Until the mid-twentieth century, the tiny modern hamlet of Gene (now renamed Beşağıl) preserved the ancient name of the small town of Kana, the southernmost of the three poleis of eastern Lykaonia. Like its neighbours to the north, Perta and Savatra, virtually nothing is known of the history of the town. The only surviving public monuments are honorific inscriptions for the emperors Trajan and Probus (MAMA VIII 211 and 212, cf. 213), erected by the boule and demos of Kana (Κανέων ἡ βουλὴ καὶ ὁ δῆμος); the former monument shows the existence of a temple to Trajan.1

MAMA XI includes ten texts from Kana (nos. 355-364), all from the village of Gene (now Beşağıl) and neighbouring Gene Yaylası (now Çiftlik Yaylası, 4km NNW of Gene), recorded by William Calder in 1954 and by Michael Ballance in 1957. So far as I know, these ten texts, along with the sixteen inscriptions published in MAMA VIII (nos. 211-225), constitute the complete published corpus of Kana.2

List of monuments from Kana

Notes

1. Callander 1906: 161-3; TIB Galatien 185, s.v. Kan(n)a; Mitchell 1993: I 97; Thonemann 2011b (Christian community).

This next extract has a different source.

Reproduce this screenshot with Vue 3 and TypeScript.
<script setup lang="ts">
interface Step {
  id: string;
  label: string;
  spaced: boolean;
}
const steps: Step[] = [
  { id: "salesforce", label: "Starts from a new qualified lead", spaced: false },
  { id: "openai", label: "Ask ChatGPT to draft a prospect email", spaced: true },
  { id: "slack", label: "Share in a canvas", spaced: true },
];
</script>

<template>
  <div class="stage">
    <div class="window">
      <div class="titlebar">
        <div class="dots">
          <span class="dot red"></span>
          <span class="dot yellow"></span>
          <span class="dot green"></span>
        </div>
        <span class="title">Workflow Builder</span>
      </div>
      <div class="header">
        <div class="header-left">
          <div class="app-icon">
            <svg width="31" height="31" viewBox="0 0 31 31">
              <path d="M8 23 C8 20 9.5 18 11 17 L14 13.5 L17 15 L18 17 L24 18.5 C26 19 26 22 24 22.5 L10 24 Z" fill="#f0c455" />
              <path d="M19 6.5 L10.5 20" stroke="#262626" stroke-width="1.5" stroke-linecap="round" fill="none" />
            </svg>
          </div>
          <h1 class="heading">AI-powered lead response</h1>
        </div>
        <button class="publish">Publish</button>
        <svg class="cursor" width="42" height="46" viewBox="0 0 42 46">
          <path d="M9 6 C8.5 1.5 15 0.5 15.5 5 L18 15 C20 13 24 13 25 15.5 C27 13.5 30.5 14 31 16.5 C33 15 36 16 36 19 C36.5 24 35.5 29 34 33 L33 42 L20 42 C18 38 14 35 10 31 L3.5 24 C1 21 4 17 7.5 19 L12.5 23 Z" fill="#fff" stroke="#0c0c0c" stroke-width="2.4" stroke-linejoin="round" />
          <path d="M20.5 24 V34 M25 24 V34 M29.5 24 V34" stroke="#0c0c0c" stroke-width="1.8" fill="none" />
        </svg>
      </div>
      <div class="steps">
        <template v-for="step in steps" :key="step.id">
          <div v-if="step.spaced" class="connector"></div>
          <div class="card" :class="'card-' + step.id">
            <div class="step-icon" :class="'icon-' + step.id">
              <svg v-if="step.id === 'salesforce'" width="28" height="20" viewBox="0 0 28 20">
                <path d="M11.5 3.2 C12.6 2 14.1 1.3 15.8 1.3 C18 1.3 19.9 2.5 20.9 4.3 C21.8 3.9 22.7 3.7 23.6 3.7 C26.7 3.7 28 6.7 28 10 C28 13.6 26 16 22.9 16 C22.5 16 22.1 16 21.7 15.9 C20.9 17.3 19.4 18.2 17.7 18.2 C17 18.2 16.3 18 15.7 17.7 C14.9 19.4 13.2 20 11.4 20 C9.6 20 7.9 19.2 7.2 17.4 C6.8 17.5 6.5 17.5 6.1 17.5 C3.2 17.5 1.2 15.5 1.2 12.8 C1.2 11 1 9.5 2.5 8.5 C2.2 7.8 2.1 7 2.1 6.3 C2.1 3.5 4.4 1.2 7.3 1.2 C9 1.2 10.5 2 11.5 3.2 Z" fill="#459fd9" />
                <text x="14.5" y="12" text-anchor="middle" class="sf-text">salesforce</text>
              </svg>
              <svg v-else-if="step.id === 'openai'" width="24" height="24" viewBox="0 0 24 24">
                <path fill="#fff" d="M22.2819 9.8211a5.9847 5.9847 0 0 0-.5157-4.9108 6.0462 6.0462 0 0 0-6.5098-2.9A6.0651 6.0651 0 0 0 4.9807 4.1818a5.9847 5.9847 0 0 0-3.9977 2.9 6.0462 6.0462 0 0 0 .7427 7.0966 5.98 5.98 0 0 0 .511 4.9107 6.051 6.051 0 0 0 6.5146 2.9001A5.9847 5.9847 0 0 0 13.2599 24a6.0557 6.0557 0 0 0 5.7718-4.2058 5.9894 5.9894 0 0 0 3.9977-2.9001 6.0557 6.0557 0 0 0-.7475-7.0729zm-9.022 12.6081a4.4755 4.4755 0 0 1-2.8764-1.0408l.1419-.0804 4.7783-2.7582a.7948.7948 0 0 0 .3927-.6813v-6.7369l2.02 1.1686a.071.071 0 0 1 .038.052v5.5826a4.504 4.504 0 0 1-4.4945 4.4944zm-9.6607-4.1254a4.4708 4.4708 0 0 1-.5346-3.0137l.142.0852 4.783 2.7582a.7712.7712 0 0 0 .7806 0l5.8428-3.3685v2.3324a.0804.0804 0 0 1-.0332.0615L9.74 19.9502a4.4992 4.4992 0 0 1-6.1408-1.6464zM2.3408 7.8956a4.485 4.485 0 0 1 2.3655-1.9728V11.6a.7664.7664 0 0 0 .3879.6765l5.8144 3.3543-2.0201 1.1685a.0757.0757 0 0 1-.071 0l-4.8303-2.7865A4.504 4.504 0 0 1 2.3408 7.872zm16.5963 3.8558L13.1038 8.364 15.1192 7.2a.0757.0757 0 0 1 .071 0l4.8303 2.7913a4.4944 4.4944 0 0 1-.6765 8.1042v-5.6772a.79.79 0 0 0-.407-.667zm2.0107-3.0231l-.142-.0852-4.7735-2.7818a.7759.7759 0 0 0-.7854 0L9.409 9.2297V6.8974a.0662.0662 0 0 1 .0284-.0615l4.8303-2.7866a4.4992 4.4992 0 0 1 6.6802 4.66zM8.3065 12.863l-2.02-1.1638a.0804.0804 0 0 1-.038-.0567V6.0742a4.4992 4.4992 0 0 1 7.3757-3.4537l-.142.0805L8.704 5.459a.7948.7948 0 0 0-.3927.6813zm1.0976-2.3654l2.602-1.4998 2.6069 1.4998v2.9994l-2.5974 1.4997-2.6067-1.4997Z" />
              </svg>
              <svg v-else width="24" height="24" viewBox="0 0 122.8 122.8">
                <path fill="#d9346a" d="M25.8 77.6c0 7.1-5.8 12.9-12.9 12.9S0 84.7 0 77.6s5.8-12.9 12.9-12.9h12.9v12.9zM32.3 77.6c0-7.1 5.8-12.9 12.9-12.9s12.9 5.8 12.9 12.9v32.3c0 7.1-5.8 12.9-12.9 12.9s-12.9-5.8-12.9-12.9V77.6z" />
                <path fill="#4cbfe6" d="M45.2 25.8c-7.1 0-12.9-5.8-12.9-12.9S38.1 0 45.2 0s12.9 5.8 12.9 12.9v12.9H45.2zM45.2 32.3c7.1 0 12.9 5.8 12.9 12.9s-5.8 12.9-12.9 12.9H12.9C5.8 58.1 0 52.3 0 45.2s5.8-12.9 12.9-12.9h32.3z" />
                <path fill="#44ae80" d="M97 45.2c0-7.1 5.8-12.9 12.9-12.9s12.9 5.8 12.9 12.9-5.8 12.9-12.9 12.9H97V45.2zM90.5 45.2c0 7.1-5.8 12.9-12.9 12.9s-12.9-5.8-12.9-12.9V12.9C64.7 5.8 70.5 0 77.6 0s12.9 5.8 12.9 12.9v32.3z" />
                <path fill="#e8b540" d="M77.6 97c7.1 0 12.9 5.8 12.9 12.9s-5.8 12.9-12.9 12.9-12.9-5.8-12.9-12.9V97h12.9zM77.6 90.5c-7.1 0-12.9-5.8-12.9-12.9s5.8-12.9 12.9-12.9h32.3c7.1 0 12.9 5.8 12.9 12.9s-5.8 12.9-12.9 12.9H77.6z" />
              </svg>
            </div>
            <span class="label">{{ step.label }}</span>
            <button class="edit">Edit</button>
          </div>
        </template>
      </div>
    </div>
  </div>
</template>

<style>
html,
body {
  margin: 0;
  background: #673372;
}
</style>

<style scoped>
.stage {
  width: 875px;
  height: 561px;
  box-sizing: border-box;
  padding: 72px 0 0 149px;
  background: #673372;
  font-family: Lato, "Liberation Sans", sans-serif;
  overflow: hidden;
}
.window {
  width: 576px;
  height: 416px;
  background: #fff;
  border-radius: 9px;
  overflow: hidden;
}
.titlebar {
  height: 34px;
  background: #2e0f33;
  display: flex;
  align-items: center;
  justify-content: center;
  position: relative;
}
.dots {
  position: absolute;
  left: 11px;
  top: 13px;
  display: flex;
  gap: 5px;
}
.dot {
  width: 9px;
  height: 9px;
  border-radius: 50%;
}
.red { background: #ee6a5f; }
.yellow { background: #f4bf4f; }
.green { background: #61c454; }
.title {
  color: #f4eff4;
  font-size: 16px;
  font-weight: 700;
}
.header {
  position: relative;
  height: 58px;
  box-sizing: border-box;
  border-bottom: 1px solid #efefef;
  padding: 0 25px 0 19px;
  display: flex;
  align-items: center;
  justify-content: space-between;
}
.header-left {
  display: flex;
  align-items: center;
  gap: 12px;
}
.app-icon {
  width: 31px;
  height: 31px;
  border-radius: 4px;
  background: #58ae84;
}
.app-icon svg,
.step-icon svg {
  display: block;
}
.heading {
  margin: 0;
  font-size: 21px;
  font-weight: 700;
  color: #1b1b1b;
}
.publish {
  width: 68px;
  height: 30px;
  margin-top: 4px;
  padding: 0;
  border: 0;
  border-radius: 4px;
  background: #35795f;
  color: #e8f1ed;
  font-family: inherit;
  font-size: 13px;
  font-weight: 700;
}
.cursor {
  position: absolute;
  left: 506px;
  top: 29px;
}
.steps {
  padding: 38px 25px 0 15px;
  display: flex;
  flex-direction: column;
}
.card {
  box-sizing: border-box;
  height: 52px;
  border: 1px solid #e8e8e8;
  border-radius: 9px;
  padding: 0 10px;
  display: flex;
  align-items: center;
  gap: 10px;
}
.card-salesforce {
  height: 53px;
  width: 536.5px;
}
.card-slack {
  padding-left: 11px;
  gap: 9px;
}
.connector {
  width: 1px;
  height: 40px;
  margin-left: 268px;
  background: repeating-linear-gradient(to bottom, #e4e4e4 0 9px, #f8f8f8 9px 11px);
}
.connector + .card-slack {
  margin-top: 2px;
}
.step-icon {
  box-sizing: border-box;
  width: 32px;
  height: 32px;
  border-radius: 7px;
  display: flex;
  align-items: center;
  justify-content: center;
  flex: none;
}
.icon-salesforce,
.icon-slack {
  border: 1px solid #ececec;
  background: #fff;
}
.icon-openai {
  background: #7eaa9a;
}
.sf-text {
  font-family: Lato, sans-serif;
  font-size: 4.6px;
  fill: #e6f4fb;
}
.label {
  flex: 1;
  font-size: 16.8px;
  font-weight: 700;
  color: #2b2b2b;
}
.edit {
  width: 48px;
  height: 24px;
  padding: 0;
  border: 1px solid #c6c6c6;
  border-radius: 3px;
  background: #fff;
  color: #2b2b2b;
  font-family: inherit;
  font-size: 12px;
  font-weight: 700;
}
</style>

2. Of the five inscriptions from Kana published by Callander 1906: 162-3, nos. 18-22, four were republished in MAMA VIII (nos. 211, 212, 215, 221); the fifth is republished here as MAMA XI 357. Callander 1906: 163, no. 20 (Ἀθην[ί]|ων [μνῆ]|μα π[α]|τρὸς|(5) ἀνέσ|τησε|ν μν[ή]|μης χά|ριν) was republished, as if new, in MAMA VIII 215 (Ἀθηνί̣|ω(ν) Νικ[ο]|μᾶ π[α]|τρὸς|(5) ἀνέσ|τησε|ν μνή|μη|ς χάρ[ι]|ν). Both sets of restorations in lines 1-4 are unsatisfactory: read instead Ἀθηνί̣|ωνι σ̣[ῆ]|μα Π[έ]|τρος| (5) ἀνέσ|τησε|ν κτλ., ‘Petros set this gravestone up for Athenion’.